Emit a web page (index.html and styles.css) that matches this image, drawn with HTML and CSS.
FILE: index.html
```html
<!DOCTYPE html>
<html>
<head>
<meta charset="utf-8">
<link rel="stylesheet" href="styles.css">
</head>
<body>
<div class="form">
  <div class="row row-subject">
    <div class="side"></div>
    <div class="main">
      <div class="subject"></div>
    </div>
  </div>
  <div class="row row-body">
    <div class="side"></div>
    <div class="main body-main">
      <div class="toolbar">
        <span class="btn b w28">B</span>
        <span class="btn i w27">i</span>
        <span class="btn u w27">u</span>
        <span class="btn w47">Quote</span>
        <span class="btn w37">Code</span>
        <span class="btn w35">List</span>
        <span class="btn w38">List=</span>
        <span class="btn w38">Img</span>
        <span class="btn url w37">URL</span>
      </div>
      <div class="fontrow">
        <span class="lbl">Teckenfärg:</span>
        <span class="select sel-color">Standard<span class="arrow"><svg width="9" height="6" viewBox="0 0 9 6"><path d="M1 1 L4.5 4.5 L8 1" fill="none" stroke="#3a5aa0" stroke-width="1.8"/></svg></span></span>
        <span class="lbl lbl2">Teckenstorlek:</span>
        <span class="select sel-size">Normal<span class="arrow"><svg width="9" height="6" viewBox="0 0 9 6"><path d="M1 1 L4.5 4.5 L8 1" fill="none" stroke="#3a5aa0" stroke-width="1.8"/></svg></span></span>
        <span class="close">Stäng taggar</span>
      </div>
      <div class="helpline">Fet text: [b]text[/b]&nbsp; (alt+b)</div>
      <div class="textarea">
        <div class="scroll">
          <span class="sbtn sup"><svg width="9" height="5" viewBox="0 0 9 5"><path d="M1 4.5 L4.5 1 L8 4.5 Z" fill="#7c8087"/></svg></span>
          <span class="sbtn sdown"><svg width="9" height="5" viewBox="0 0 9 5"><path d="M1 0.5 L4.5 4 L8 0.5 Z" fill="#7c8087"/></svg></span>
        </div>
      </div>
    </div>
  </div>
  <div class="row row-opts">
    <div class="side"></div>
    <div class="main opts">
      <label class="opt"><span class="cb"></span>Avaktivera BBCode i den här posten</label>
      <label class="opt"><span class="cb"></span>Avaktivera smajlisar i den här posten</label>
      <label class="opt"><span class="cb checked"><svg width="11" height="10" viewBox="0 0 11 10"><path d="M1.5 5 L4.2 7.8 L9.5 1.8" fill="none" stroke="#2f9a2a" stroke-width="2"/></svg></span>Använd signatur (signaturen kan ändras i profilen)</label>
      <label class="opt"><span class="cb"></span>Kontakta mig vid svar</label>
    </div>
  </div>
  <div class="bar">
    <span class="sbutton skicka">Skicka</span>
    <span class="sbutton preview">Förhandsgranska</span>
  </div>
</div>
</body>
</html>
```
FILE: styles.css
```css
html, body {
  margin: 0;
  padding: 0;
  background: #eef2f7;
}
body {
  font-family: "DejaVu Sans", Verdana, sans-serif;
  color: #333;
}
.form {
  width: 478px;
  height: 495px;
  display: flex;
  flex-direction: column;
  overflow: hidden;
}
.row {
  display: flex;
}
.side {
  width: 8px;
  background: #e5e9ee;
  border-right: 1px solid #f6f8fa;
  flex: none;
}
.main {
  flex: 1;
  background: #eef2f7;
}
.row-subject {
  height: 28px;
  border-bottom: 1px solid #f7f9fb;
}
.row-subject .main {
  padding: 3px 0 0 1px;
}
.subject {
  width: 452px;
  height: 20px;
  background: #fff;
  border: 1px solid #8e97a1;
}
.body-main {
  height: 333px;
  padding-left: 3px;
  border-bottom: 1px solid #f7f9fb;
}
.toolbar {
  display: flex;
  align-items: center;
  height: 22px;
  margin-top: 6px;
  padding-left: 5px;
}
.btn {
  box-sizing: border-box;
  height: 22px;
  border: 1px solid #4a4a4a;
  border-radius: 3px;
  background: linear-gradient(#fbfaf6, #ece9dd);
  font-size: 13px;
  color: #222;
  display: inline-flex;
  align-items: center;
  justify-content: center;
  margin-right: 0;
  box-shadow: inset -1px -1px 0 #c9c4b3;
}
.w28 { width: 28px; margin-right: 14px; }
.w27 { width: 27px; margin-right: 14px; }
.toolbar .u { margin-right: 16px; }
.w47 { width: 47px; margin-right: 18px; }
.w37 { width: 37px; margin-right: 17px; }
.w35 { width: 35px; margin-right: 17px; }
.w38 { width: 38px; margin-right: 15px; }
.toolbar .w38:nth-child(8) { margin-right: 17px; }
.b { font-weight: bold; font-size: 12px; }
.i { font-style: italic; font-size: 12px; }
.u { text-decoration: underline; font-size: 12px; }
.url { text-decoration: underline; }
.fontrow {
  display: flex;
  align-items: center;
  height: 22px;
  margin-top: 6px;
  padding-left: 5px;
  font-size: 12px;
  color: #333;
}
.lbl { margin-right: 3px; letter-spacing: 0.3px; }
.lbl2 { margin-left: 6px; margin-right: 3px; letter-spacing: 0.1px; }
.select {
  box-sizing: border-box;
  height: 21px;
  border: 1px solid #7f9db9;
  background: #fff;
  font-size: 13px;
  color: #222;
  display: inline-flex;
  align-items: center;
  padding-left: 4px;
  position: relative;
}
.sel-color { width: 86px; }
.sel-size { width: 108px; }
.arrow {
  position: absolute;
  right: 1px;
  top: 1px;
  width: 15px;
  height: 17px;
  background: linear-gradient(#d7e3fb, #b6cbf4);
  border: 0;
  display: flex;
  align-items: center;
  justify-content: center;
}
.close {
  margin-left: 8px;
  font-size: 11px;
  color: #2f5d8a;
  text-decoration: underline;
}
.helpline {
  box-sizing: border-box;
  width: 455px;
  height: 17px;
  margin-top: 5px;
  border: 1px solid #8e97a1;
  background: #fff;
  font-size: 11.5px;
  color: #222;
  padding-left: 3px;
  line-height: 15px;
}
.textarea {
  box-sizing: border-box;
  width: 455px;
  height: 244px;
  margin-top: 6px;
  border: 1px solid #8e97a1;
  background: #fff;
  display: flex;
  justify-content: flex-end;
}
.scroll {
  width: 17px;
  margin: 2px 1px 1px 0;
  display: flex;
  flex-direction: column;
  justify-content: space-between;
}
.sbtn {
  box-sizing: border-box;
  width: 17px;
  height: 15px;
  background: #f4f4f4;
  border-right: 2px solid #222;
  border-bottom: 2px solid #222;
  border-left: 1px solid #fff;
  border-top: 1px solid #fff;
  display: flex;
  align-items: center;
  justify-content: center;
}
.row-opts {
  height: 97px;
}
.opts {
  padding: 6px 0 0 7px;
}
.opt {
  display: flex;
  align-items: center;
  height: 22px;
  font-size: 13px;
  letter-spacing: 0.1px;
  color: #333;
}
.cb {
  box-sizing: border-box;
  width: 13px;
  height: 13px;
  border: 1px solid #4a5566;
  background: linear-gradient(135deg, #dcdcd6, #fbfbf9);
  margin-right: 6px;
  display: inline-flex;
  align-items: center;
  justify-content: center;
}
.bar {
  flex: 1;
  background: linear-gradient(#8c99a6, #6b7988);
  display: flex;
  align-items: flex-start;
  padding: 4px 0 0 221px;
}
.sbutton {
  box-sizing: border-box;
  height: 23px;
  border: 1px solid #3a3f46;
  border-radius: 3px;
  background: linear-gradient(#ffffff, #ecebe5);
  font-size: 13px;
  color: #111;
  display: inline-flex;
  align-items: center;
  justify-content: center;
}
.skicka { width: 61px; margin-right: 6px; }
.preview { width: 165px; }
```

What needs to be done » Show, from the material above, each line that includes the string "index".

Solution »
Emit a web page (index.html and styles.css) that matches this image, drawn with HTML and CSS.
FILE: index.html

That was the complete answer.